Question

Five boys and three girls are sitting in a row of eight seats. In how many ways can they be seated so that not all the girls sit side by side?

Answer 1

Hint: For this we calculate the solution of given problem in two steps, in first step we calculate total number of arrangement of all eight persons without any restriction and in step two we calculate arrangement of all three girls together and then finding difference of the two results obtained, we will get total number of ways in which all girls can’t sit together and hence required solution of the problem.
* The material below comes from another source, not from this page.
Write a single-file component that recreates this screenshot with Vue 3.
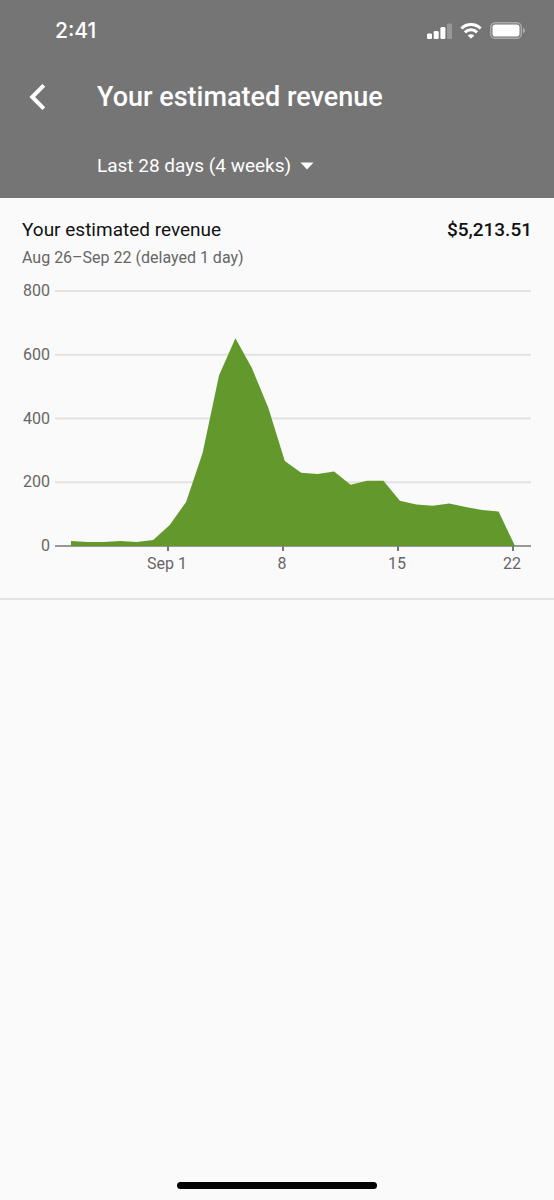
<script setup>
import { computed, ref } from "vue";

const periods = [
    { value: "7", label: "Last 7 days" },
    { value: "28", label: "Last 28 days (4 weeks)" },
    { value: "90", label: "Last 90 days" },
    { value: "365", label: "Last 365 days" },
];
const period = ref("28");

const revenue = [
    16, 13, 13, 16, 13, 19, 66, 138, 292, 535, 652, 558, 434, 267, 230, 226, 234, 192, 205, 205,
    142, 130, 126, 133, 122, 113, 108, 0,
];

const plot = { left: 33, right: 509, top: 19, bottom: 274, first: 49, last: 493 };
const max = 800;

const scaleY = (value) => plot.bottom - (value / max) * (plot.bottom - plot.top);

const gridLines = [800, 600, 400, 200, 0].map((value) => ({ value, y: scaleY(value) }));

const ticks = [
    { label: "Sep 1", x: 146 },
    { label: "8", x: 261 },
    { label: "15", x: 376 },
    { label: "22", x: 491 },
];

const areaPoints = computed(() => {
    const step = (plot.last - plot.first) / (revenue.length - 1);
    const line = revenue.map((value, i) => `${(plot.first + i * step).toFixed(1)},${scaleY(value).toFixed(1)}`);
    return [`${plot.first},${plot.bottom}`, ...line, `${plot.last},${plot.bottom}`].join(" ");
});
</script>

<template>
    <div class="screen">
        <header class="header">
            <div class="status">
                <span class="status__time">2:41</span>
                <div class="status__icons">
                    <svg width="25" height="16" viewBox="0 0 25 16" fill="#fff" aria-hidden="true">
                        <rect x="0" y="10.5" width="5" height="5.5" rx="1.3" />
                        <rect x="6.7" y="8" width="5" height="8" rx="1.3" />
                        <rect x="13.4" y="4" width="5" height="12" rx="1.3" />
                        <rect x="20" y="0.5" width="5" height="15.5" rx="1.3" opacity="0.25" />
                    </svg>
                    <svg width="22" height="16" viewBox="0 0 22 16" aria-hidden="true">
                        <g fill="none" stroke="#fff" stroke-width="3">
                            <path d="M1.4 5.5a13.6 13.6 0 0 1 19.2 0" />
                            <path d="M4.9 9.4a8.6 8.6 0 0 1 12.2 0" />
                        </g>
                        <path d="M11 15.8 7.7 12.6a4.7 4.7 0 0 1 6.6 0z" fill="#fff" />
                    </svg>
                    <svg width="36" height="17" viewBox="0 0 36 17" aria-hidden="true">
                        <rect x="0.7" y="0.7" width="30.6" height="15.6" rx="4.6" fill="none" stroke="#fff" stroke-width="1.4" opacity="0.4" />
                        <rect x="2.5" y="2.5" width="27" height="12" rx="2.8" fill="#fff" />
                        <path d="M33 5.8c2.6 1 2.6 4.4 0 5.4z" fill="#fff" opacity="0.4" />
                    </svg>
                </div>
            </div>
            <div class="toolbar">
                <button class="toolbar__back" type="button" aria-label="Back">
                    <svg width="18" height="28" viewBox="0 0 18 28" fill="none" stroke="#fff" stroke-width="4" aria-hidden="true">
                        <path d="M15.8 2.4 4.2 14l11.6 11.6" />
                    </svg>
                </button>
                <h1 class="toolbar__title">Your estimated revenue</h1>
            </div>
            <div class="period">
                <select v-model="period" class="period__select" aria-label="Period">
                    <option v-for="item in periods" :key="item.value" :value="item.value">{{ item.label }}</option>
                </select>
                <svg class="period__arrow" width="14" height="8" viewBox="0 0 14 8" fill="#fff" aria-hidden="true">
                    <path d="M0.5 0.5h13l-6.5 7z" />
                </svg>
            </div>
        </header>

        <main class="content">
            <section class="card">
                <div class="card__row">
                    <h2 class="card__title">Your estimated revenue</h2>
                    <span class="card__total">$5,213.51</span>
                </div>
                <p class="card__range">Aug 26–Sep 22 (delayed 1 day)</p>
                <svg class="chart" viewBox="0 0 510 314" role="img" aria-label="Estimated revenue by day">
                    <line
                        v-for="line in gridLines"
                        :key="line.value"
                        :class="['chart__grid', { 'chart__grid--base': line.value === 0 }]"
                        :x1="plot.left"
                        :x2="plot.right"
                        :y1="line.y"
                        :y2="line.y" />
                    <polygon class="chart__area" :points="areaPoints" />
                    <text v-for="line in gridLines" :key="line.value" class="chart__label" x="28" :y="line.y + 5" text-anchor="end">
                        {{ line.value }}
                    </text>
                    <g v-for="tick in ticks" :key="tick.label">
                        <line class="chart__tick" :x1="tick.x" :x2="tick.x" :y1="plot.bottom" :y2="plot.bottom + 5" />
                        <text class="chart__label" :x="tick.x - 1" y="297" text-anchor="middle">{{ tick.label }}</text>
                    </g>
                </svg>
            </section>
        </main>

        <div class="home-indicator"></div>
    </div>
</template>

<style>
body {
    margin: 0;
    background: #fafafa;
}
</style>

<style scoped>
.screen {
    display: flex;
    flex-direction: column;
    min-height: 100vh;
    font-family: Roboto, sans-serif;
    background: #fafafa;
}
.header {
    display: flex;
    flex-direction: column;
    color: #fff;
    background: #757575;
}
.status {
    display: flex;
    align-items: center;
    justify-content: space-between;
    height: 61px;
    padding: 0 28px 0 55px;
}
.status__time {
    font-family: Inter, sans-serif;
    font-size: 21px;
    font-weight: 500;
}
.status__icons {
    display: flex;
    align-items: center;
    gap: 8px;
}
.toolbar {
    display: flex;
    align-items: center;
    height: 72px;
    padding: 0 28px;
}
.toolbar__back {
    display: flex;
    width: 69px;
    padding: 0;
    border: 0;
    background: none;
    cursor: pointer;
}
.toolbar__title {
    margin: 0;
    font-size: 27px;
    font-weight: 500;
}
.period {
    display: flex;
    align-items: center;
    gap: 8px;
    height: 65px;
    padding-left: 97px;
}
.period__select {
    appearance: none;
    padding: 0;
    border: 0;
    background: none;
    color: #fff;
    font: 19px Roboto, sans-serif;
    cursor: pointer;
}
.period__select option {
    color: #111;
}
.content {
    flex: 1;
}
.card {
    padding: 18px 22px 12px;
    border-bottom: 2px solid #e2e2e2;
}
.card__row {
    display: flex;
    align-items: center;
    justify-content: space-between;
    line-height: 28px;
}
.card__title {
    margin: 0;
    font-size: 19px;
    font-weight: 400;
    color: #111;
}
.card__total {
    font-size: 19px;
    font-weight: 500;
    color: #111;
}
.card__range {
    margin: 0;
    font-size: 16px;
    line-height: 28px;
    color: #666;
}
.chart {
    display: block;
    width: 100%;
}
.chart__grid {
    stroke: #e2e2e2;
    stroke-width: 2;
}
.chart__grid--base {
    stroke: #999;
}
.chart__area {
    fill: #63982d;
}
.chart__tick {
    stroke: #777;
    stroke-width: 2;
}
.chart__label {
    font-size: 16px;
    fill: #666;
}
.home-indicator {
    width: 36%;
    height: 7px;
    margin: 0 auto 11px;
    border-radius: 4px;
    background: #000;
}
</style>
Complete step-by-step answer:
Total number of boys = $ 5 $
Number of girls = $ 3 $
Therefore, total number of person required to be seated side by side = $ 8 $
To find a solution to this problem we find the solution in two steps.
In step one, we calculate the total number of ways in which eight people can arrange them on either seat without any restriction. This can be done in:
\[
  8!\,\,ways \\
  or \\
  8 \times 7 \times 6 \times 5 \times 4 \times 3 \times 2 \times 1 \\
   = 40320 \;
 \]
So, the correct answer is “ 40320 ”.

In the second step we calculate the number of arrangements in which all three girls sit together. This can be done in:
 $
  ^3{P_3}{ \times ^5}{P_5}{ \times ^6}{P_1} \\
   = 3!\, \times \,5!\, \times \,6 \\
   = 6 \times 120 \times 6 \\
   = 36 \times 120 \\
   = 4320 \;
  $
Now, to find the total number of ways in which all three girls not sit together can be find by calculating the difference of total number of ways in which all eight people sit with any restriction and total numbers of ways in which all three girls sit together. This can be done in:
 $
  40320 - 4320 \\
   = 36000 \;
  $
Hence, from above we see that total numbers of ways in which five boys and three girls are sitting in a row, such that all three girls are not sit together = $ 36000 $
So, the correct answer is “ $ 36000 $ ”.

Note: In this type of problem some time students use the block method. In this method student make arrangement of eight blocks in which they make arrangement of girls at either at even places or at odd places and then make arrangement of boys and hence calculate total number of arrangements but this is a wrong way as in this no girl sit together but in given problem all three girls not to sit together but two can. This is why students will get different answers in the block method and hence wrong answers to the problem.